Truly, I just cannot believe that I did that!
What – something amazing I achieved in my life?
Well, actually no, just the opposite.
This week, our daughter brought us a surprise gift that had happy associations for us – Mozartkügeln, beautiful expensive chocolates in celebration of Mozart, that we’ve found previously only in Salzburg. She’d come upon these to her surprise, she said, while looking for a child’s winter coat in TK Max, and couldn’t resist buying them for us.
“Oh, they can’t be real,” I jossed, “Half of those luxury label goods in TK Max are fakes.”
“But it says here, ‘made in Austria’,” came back our daughter.
“Well,” said I, warming to my theme, and thinking I was being quite funny, “Do you really think they’d go the trouble of faking a chocolate and then not faking the label as well?” I laughed, mainly at my own wit.
“Oh well, they taste pretty good,” said my daughter.
They did. I enjoyed mine.
The following morning, I awoke at 4 AM, with a brightness behind the curtains. I got out of bed and peered out. The sky was clear, and Orion, one of few constellations I recognise, was dead centre of my view, bright as I’ve ever seen it.
I smiled. Then suddenly, a memory of my exchange with my daughter came back, and only at that moment did I realise how boorish my remarks had been. WHAT WAS I THINKING OF? I felt dreadful. But as well as that, I felt sort of stupid that I hadn’t realised at the time that I was being a bit crass. Only now, looking at the stars, did it come to me. Orion shone white. I turned red.
It was interesting that the revelation came at a quiet moment while I was focused on something else – it often happens that way. The moral of the story? To be kinder, more thoughtful, to be a better person? Well, yes of course, but as well as that, I felt pleased to have at least noticed what had happened. How many other crass remarks have I made where I never even realised that they’d been offensive? Or where I put everything down to the other person, thinking, “He’s a bit off today,” or “Why on earth did she snap at me?” So, I told my daughter about it the next day, and reflected it was good to be still living and learning, through life’s little blips!
When does learning stop? Have you noticed how many people live the last 20, 30 or 40 years of life becoming ever more like caricatures of themselves? Whatever you’ve sold your soul to, you become that. When I used to watch the programme Spitting Image, with its puppets that emphasized the prominent characteristics of famous people, it was extraordinary how eventually the actual famous people struck us as more of caricatures than the puppets did. I’m sure you know people like that, who’ve stopped changing and become replicas of themselves; then year by year, as their arteries ossify, their persona does too.

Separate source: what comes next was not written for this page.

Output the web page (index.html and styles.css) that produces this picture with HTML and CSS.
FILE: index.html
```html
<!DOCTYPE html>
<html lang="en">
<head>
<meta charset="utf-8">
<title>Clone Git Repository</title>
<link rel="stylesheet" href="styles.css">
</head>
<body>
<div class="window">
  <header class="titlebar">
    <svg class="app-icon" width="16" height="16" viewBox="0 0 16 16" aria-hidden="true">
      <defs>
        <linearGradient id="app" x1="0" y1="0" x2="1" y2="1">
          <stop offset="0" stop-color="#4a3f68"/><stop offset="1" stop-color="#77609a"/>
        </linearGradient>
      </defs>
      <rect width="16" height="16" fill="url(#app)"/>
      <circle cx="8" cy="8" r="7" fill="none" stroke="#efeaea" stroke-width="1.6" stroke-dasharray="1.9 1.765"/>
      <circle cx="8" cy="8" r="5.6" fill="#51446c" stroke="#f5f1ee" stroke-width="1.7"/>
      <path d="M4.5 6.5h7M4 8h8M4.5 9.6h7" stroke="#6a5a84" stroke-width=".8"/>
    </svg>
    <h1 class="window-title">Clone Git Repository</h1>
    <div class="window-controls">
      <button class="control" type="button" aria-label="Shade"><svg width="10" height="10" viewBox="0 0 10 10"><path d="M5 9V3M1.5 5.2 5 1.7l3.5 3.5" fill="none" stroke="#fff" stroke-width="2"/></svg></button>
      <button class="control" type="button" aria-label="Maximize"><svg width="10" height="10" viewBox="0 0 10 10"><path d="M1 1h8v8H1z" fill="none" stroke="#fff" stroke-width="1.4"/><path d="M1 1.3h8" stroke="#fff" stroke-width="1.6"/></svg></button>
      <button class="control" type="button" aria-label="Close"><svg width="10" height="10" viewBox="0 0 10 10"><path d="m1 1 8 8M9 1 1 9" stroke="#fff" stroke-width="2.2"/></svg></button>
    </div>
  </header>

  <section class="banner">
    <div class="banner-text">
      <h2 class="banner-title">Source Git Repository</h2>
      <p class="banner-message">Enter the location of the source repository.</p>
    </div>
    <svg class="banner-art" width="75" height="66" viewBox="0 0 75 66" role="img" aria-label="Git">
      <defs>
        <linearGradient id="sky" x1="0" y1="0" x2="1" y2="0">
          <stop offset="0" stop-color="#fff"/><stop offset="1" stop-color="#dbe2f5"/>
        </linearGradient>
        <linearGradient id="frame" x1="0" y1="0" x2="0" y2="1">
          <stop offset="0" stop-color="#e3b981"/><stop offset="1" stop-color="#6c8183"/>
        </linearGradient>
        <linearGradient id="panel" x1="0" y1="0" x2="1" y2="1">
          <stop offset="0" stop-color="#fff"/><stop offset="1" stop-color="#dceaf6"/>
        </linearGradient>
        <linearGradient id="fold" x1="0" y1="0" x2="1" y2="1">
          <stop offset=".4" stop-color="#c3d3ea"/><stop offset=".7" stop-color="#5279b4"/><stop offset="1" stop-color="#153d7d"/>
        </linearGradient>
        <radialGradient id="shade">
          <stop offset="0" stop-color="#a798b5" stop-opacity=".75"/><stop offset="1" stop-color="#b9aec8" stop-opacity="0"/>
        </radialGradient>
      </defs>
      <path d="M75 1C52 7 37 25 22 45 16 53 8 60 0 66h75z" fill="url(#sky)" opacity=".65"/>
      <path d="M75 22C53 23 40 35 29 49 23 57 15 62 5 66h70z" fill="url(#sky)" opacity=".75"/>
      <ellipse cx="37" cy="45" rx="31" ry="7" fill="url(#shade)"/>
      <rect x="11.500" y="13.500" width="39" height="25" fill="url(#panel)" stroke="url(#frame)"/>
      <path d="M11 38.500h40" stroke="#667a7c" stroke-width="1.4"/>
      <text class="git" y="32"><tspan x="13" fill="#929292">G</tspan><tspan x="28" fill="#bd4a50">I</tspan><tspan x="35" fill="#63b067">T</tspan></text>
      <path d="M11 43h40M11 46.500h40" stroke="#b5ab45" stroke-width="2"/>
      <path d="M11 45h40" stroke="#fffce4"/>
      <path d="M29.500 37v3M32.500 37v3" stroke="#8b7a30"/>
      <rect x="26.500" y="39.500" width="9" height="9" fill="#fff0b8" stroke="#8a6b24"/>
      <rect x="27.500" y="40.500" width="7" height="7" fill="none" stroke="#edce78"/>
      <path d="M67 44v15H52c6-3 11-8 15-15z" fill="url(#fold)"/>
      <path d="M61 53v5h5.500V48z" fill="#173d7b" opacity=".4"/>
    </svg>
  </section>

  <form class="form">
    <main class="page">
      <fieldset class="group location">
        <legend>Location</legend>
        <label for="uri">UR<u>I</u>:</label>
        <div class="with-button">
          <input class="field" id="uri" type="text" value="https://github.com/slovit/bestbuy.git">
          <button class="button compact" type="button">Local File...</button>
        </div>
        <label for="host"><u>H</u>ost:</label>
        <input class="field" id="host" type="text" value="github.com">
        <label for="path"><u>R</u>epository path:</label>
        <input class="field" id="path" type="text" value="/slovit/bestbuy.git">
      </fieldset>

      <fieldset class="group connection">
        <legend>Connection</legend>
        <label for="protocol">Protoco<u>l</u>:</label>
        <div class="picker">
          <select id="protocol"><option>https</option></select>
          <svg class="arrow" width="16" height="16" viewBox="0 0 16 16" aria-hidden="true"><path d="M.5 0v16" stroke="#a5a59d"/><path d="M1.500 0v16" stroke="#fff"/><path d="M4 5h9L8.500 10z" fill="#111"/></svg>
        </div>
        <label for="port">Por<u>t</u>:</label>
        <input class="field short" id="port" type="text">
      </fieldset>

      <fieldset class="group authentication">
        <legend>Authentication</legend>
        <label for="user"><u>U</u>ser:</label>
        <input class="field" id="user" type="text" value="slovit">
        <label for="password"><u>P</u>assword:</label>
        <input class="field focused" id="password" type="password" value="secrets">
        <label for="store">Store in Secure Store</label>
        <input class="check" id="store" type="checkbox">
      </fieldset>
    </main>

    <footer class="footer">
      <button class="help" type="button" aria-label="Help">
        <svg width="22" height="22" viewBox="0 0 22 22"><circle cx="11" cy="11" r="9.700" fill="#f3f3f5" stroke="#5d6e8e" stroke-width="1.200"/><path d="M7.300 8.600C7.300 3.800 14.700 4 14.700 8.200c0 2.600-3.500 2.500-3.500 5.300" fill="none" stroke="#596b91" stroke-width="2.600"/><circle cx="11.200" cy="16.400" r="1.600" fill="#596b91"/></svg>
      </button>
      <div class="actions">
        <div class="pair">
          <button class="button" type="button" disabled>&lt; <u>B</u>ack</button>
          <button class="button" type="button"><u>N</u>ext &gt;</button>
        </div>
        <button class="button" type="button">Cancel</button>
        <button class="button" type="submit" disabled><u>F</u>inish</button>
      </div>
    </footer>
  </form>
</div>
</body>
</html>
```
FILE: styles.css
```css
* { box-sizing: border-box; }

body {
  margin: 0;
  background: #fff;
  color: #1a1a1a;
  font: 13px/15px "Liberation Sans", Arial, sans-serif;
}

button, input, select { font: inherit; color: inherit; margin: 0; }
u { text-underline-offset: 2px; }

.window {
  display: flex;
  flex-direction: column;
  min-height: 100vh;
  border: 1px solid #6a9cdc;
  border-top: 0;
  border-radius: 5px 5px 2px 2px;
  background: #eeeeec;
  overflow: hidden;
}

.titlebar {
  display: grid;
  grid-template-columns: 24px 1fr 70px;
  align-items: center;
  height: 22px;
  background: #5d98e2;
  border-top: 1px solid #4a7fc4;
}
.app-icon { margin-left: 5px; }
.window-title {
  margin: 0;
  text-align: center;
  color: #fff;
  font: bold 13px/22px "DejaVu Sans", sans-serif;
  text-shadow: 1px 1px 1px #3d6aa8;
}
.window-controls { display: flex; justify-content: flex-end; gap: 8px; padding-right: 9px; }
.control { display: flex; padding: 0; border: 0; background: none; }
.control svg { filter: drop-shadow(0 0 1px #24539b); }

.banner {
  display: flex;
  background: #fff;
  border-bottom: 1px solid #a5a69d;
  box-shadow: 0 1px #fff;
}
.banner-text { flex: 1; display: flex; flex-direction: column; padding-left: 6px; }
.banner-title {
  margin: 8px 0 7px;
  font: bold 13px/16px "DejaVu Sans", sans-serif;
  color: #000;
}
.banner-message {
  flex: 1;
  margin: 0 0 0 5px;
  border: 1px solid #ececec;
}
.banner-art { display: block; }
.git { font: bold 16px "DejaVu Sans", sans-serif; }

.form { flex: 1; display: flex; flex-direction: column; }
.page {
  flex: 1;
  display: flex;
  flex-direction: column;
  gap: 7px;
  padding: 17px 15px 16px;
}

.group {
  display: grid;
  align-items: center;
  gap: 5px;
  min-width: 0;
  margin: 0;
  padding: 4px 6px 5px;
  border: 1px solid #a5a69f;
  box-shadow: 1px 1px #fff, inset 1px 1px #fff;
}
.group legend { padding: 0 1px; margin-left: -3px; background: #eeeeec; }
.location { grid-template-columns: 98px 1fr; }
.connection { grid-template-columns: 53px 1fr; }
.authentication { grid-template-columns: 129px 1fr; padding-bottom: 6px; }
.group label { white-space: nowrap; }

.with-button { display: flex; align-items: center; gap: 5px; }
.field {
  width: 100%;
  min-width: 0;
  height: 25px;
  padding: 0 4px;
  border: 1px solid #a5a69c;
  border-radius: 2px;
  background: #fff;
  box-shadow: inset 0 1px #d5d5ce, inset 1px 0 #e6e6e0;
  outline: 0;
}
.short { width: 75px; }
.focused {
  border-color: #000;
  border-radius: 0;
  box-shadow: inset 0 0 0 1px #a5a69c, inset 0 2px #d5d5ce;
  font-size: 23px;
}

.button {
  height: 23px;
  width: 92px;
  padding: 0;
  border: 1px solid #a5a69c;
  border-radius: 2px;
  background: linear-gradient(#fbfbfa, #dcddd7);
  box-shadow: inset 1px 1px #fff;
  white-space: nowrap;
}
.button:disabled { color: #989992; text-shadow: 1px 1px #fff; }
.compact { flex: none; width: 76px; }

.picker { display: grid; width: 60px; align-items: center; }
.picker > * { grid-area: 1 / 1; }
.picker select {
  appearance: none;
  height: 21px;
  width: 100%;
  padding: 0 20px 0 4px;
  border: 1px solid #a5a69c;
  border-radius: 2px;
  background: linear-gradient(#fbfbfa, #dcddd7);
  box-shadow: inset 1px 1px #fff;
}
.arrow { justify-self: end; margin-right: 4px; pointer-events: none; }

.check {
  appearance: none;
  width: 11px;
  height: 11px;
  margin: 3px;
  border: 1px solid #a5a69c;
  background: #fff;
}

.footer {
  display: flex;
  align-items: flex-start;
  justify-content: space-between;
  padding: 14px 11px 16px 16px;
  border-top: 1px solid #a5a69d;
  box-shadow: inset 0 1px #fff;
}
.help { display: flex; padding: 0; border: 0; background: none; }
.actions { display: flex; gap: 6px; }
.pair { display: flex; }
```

I don’t want that. I want to be alive enough to notice what’s happening. It seems an ultimate good to remain flexible to change. Okay, as I found, learning isn’t always comfortable (that awful embarrassment at 4 am is why we often give up on it!) but awareness is gold dust.
“The unexamined life is not worth living,” says Socrates. And here are a couple of thoughts from Marcus Aurelius (Woah! – flaunting the Classics now? … just shows how long these concepts have been around.)

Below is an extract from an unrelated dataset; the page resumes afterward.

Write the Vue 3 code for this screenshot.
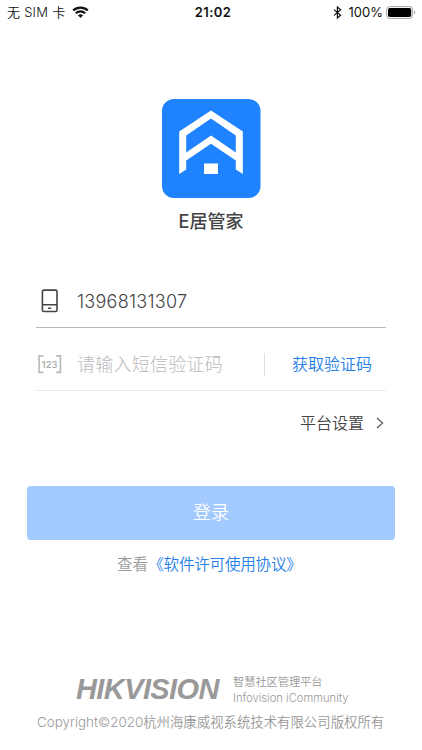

“If someone is able to show me that what I think or do is not right, I
will happily change, for I seek the truth, by which no one was ever truly
harmed. It is the person who continues in his self-deception and ignorance who
― Marcus Aurelius, Meditations
“The object of life is not to be on the side of the majority, but to
escape finding oneself in the ranks of the insane.”
― Marcus Aurelius, Meditations
I especially like the last quote in the light of the insane world we are currently living in – though I guess that living according to your own values has always been challenging.
So, two things: first, notice (find your own truth); then, act (dare to act). I used to think that ‘being yourself’ was a matter of authenticity. I now see it’s a question of courage – to dare to do and say and be what is true for you, regardless of what the rest are doing and saying. I never thought authenticity was particularly easy; living courageously is twice as hard! Still, you can start small… And, I’d like to add, with kindness, always with kindness.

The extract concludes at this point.